After the storm, Hollywood powerhouses Brad Pitt and Angelina Jolie bought a house in the French Quarter and established the Make It Right Foundation to build affordable, eco-friendly houses in the Lower 9th Ward. Other celebrities also adopted New Orleans as a spiritual home, giving the city the star power boost it needed to take its movie industry to the next level. In 2013, Louisiana actually outstripped California as the filmmaking capital of the world.

The abandoned theme park has proved just as alluring to moviemakers as it has to urban explorers. Percy Jackson: Sea of Monsters, Dawn of the Planet of the Apes, and Jurassic World are just three of the major films that have filmed partially in the derelict park.

Future Possibilities

Concept art (c)

Only time will tell what ultimately ends up happening to Jazzland/Six Flags New Orleans. In my opinion, one of the recent proposals may turn out to be the best. According to their website,, the Paida Company has submitted a proposal to combine the best of the old and the new. Under the Jazzland name, the complex would combine a brand-new theme park with a full-scale studio production facility known as the Backlot Studio. Future expansions would add a water park and a mixed-use venue called the Backlot Shoppes.

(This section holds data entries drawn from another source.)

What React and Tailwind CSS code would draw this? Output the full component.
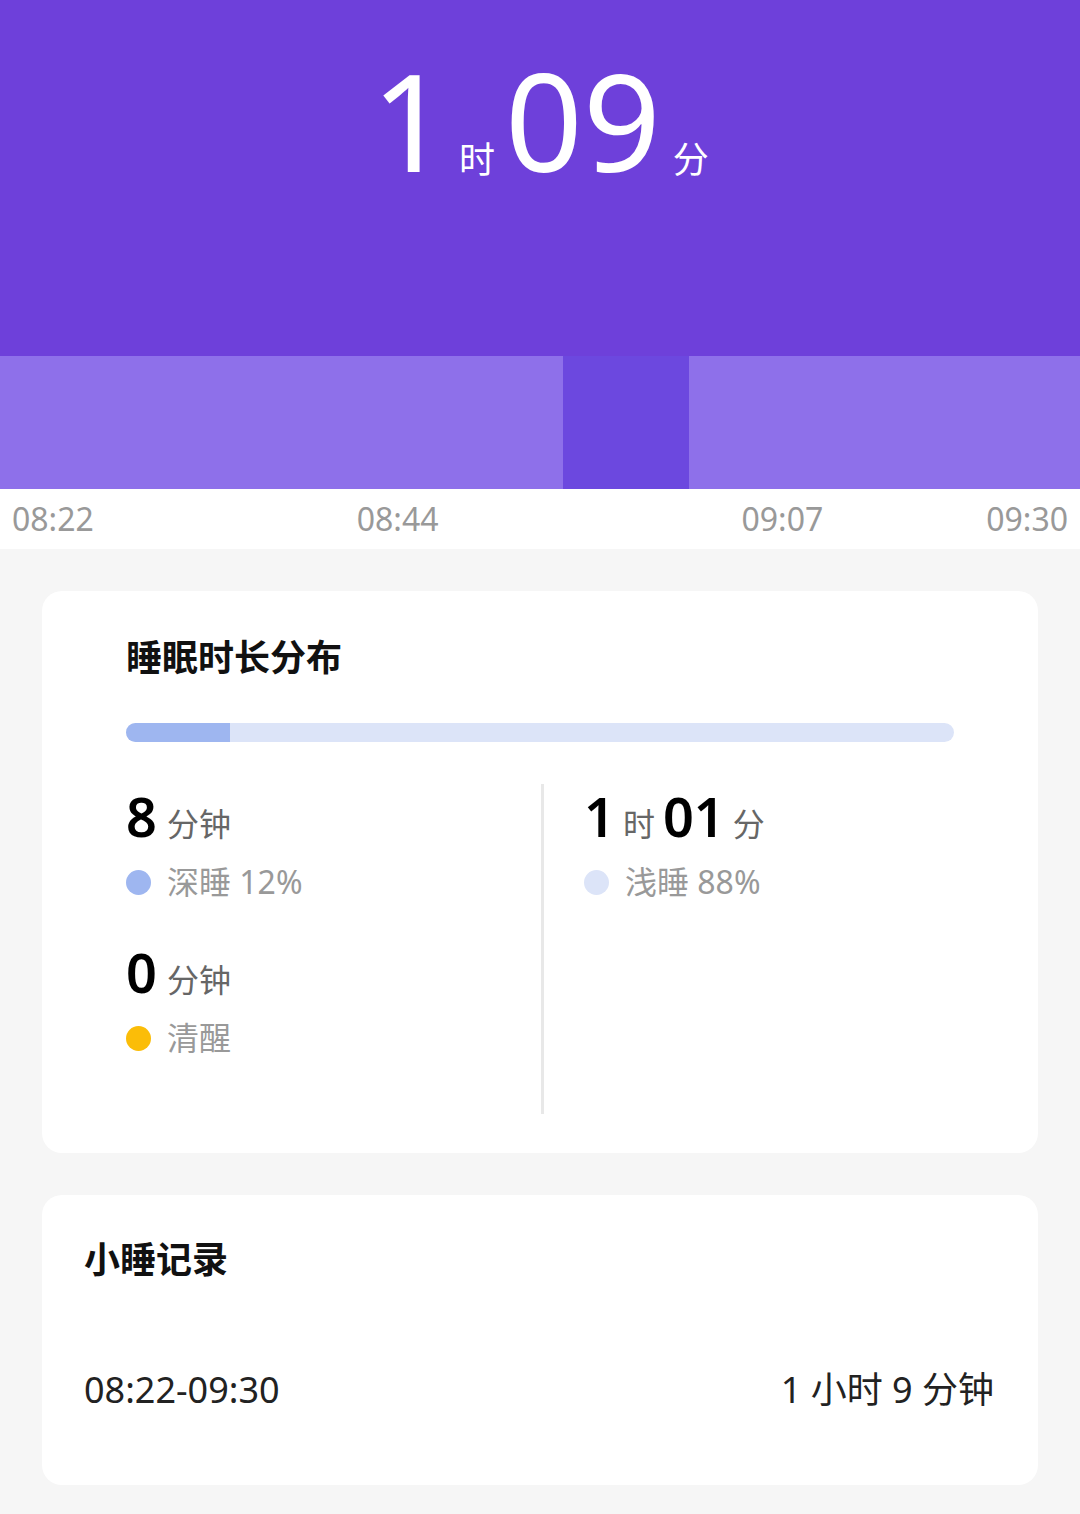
export default function App() {
  const font = { fontFamily: '"Noto Sans", "Noto Sans CJK SC", sans-serif' };
  return (
    <div className="w-[1080px] h-[1514px] bg-[#f6f6f6] overflow-hidden" style={font}>
      <div className="h-[356px] bg-[#6e40da] flex justify-center items-start pt-[60px]">
        <div className="flex items-end text-white leading-none">
          <span className="text-[136px] font-normal leading-[120px]">1</span>
          <span className="text-[36px] mx-[10px] mb-[2px]">时</span>
          <span className="text-[136px] font-normal leading-[120px]">09</span>
          <span className="text-[36px] ml-[12px] mb-[2px]">分</span>
        </div>
      </div>
      <div className="h-[133px] flex">
        <div className="w-[563px] bg-[#8e70ea]" />
        <div className="w-[126px] bg-[#6c48df]" />
        <div className="flex-1 bg-[#8e70ea]" />
      </div>
      <div className="h-[60px] bg-white flex justify-between items-center px-[12px] text-[32px] text-[#999]">
        <span>08:22</span>
        <span className="ml-[100px]">08:44</span>
        <span className="ml-[140px]">09:07</span>
        <span>09:30</span>
      </div>
      <div className="px-[42px] pt-[42px] flex flex-col gap-[42px]">
        <div className="bg-white rounded-[20px] h-[562px] px-[84px] pt-[40px]">
          <div className="text-[36px] font-bold text-[#111]">睡眠时长分布</div>
          <div className="mt-[38px] h-[19px] rounded-full bg-[#dce4f8] overflow-hidden">
            <div className="w-[104px] h-full bg-[#9eb6f0]" />
          </div>
          <div className="flex mt-[42px]">
            <div className="w-[415px] pt-[4px]">
              <div className="flex items-end gap-[10px]">
                <span className="text-[54px] font-semibold leading-[56px] text-black">8</span>
                <span className="text-[32px] text-[#666] leading-[40px]">分钟</span>
              </div>
              <div className="flex items-center gap-[16px] mt-[14px]">
                <span className="w-[25px] h-[25px] rounded-full bg-[#9eb6f0]" />
                <span className="text-[32px] text-[#999]">深睡 12%</span>
              </div>
              <div className="flex items-end gap-[10px] mt-[38px]">
                <span className="text-[54px] font-semibold leading-[56px] text-black">0</span>
                <span className="text-[32px] text-[#666] leading-[40px]">分钟</span>
              </div>
              <div className="flex items-center gap-[16px] mt-[14px]">
                <span className="w-[25px] h-[25px] rounded-full bg-[#fbbd08]" />
                <span className="text-[32px] text-[#999]">清醒</span>
              </div>
            </div>
            <div className="w-[3px] h-[330px] bg-[#e8e8e8]" />
            <div className="pl-[40px] pt-[4px]">
              <div className="flex items-end gap-[8px]">
                <span className="text-[54px] font-semibold leading-[56px] text-black">1</span>
                <span className="text-[32px] text-[#666] leading-[40px]">时</span>
                <span className="text-[54px] font-semibold leading-[56px] text-black">01</span>
                <span className="text-[32px] text-[#666] leading-[40px]">分</span>
              </div>
              <div className="flex items-center gap-[16px] mt-[14px]">
                <span className="w-[25px] h-[25px] rounded-full bg-[#dce4f8]" />
                <span className="text-[32px] text-[#999]">浅睡 88%</span>
              </div>
            </div>
          </div>
        </div>
        <div className="bg-white rounded-[20px] h-[290px] px-[42px] pt-[38px]">
          <div className="text-[36px] font-bold text-[#111]">小睡记录</div>
          <div className="flex justify-between mt-[76px] text-[36px] text-[#222] pr-[2px]">
            <span>08:22-09:30</span>
            <span>1 小时 9 分钟</span>
          </div>
        </div>
      </div>
    </div>
  );
}
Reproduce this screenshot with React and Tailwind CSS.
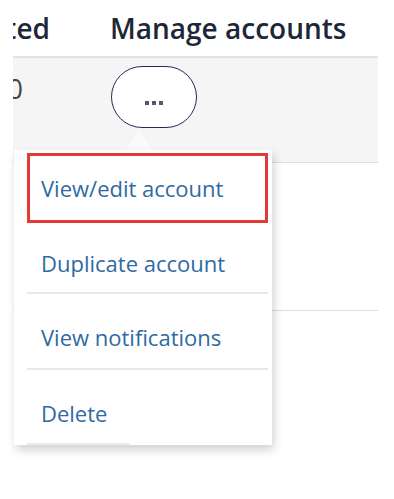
import React from "react";

export default function App() {
  const items = ["View/edit account", "Duplicate account", "View notifications", "Delete"];
  return (
    <div className="relative w-[394px] h-[499px] bg-white overflow-hidden" style={{ fontFamily: '"Open Sans", "Noto Sans", sans-serif' }}>
      <div className="ml-[13px] w-[365px]">
        {/* header */}
        <div className="h-[58px] flex items-end pb-[14px] border-b-[2px] border-[#e3e3e3] text-[28px] font-semibold text-[#1d2738] leading-none">
          <div className="w-[37px] overflow-hidden flex justify-end">
            <span className="whitespace-nowrap">Created</span>
          </div>
          <div className="ml-[60px] whitespace-nowrap">Manage accounts</div>
        </div>
        {/* row 1 */}
        <div className="h-[105px] bg-[#f5f5f5] border-b border-[#dedede] flex items-start">
          <div className="w-[10px] mt-[17px] overflow-hidden flex justify-end text-[27px] text-[#444] leading-none">
            <span>0</span>
          </div>
          <div className="ml-[88px] mt-[8px] w-[86px] h-[62px] rounded-full border-[1.5px] border-[#1f2b5a] bg-white flex items-center justify-center">
            <div className="flex gap-[3px] mt-[12px]">
              <span className="w-[4px] h-[4px] bg-[#55586a]"></span>
              <span className="w-[4px] h-[4px] bg-[#55586a]"></span>
              <span className="w-[4px] h-[4px] bg-[#55586a]"></span>
            </div>
          </div>
        </div>
        {/* row 2 */}
        <div className="h-[148px] border-b border-[#dedede]"></div>
      </div>

      {/* arrow */}
      <div className="absolute left-[125px] top-[130px] w-0 h-0 border-l-[14px] border-r-[14px] border-b-[21px] border-l-transparent border-r-transparent border-b-[#fafafa]"></div>

      {/* menu */}
      <div className="absolute left-[14px] top-[150px] w-[258px] bg-white shadow-[2px_5px_9px_rgba(0,0,0,0.18)] pl-[13px] pr-[4px] pt-[3px]">
        <div className="h-[70px] flex items-center pl-[11px] border-[3px] border-[#e53935] text-[22px] text-[#2f6aa3]">
          {items[0]}
        </div>
        <div className="h-[71px] flex items-center pt-[12px] pl-[14px] border-b-[2px] border-[#e8e8e8] text-[22px] text-[#2f6aa3]">
          {items[1]}
        </div>
        <div className="h-[76px] flex items-center pt-[12px] pl-[14px] border-b-[2px] border-[#e8e8e8] text-[22px] text-[#2f6aa3]">
          {items[2]}
        </div>
        <div className="h-[75px] flex items-center pt-[12px] pl-[14px] text-[22px] text-[#2f6aa3]">
          {items[3]}
        </div>
        <div className="h-[2px] w-[103px] bg-[#ececec] -mt-[2px]"></div>
      </div>
    </div>
  );
}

I believe this proposal has some real merit. The nearby Michoud Assembly Facility, a NASA complex that was responsible for building the external fuel tanks for the Space Shuttle program, has long rented part of its space to a local film studio. As the industry continues to expand, however, it seems that the area could support a competitor, especially if the number of movies filmed at the park continues to grow.

The Paida Company has some real talent on its team—theme park leaders and themed entertainment consultants, and even a former fiscal advisor to the Louisiana Legislature. They know the industry and they know the city, giving them a potential leg up on outside investors who are unfamiliar with the challenges of themed entertainment in the Big Easy.

Perhaps Jazzland will eventually become what Disney-MGM Studios and Universal Studios Florida were originally designed to be—a grand tour of the movies, complete with the opportunity to observe filming, with the added bonus of a celebration of local New Orleans culture. To be sure, there are still numerous obstacles to overcome. But if they take an almost backwards approach, starting with the already-thriving moviemaking side and growing the theme park organically, perhaps they would have a fighting chance to succeed. In a city founded on impossible dreams, is it really too much to hope for?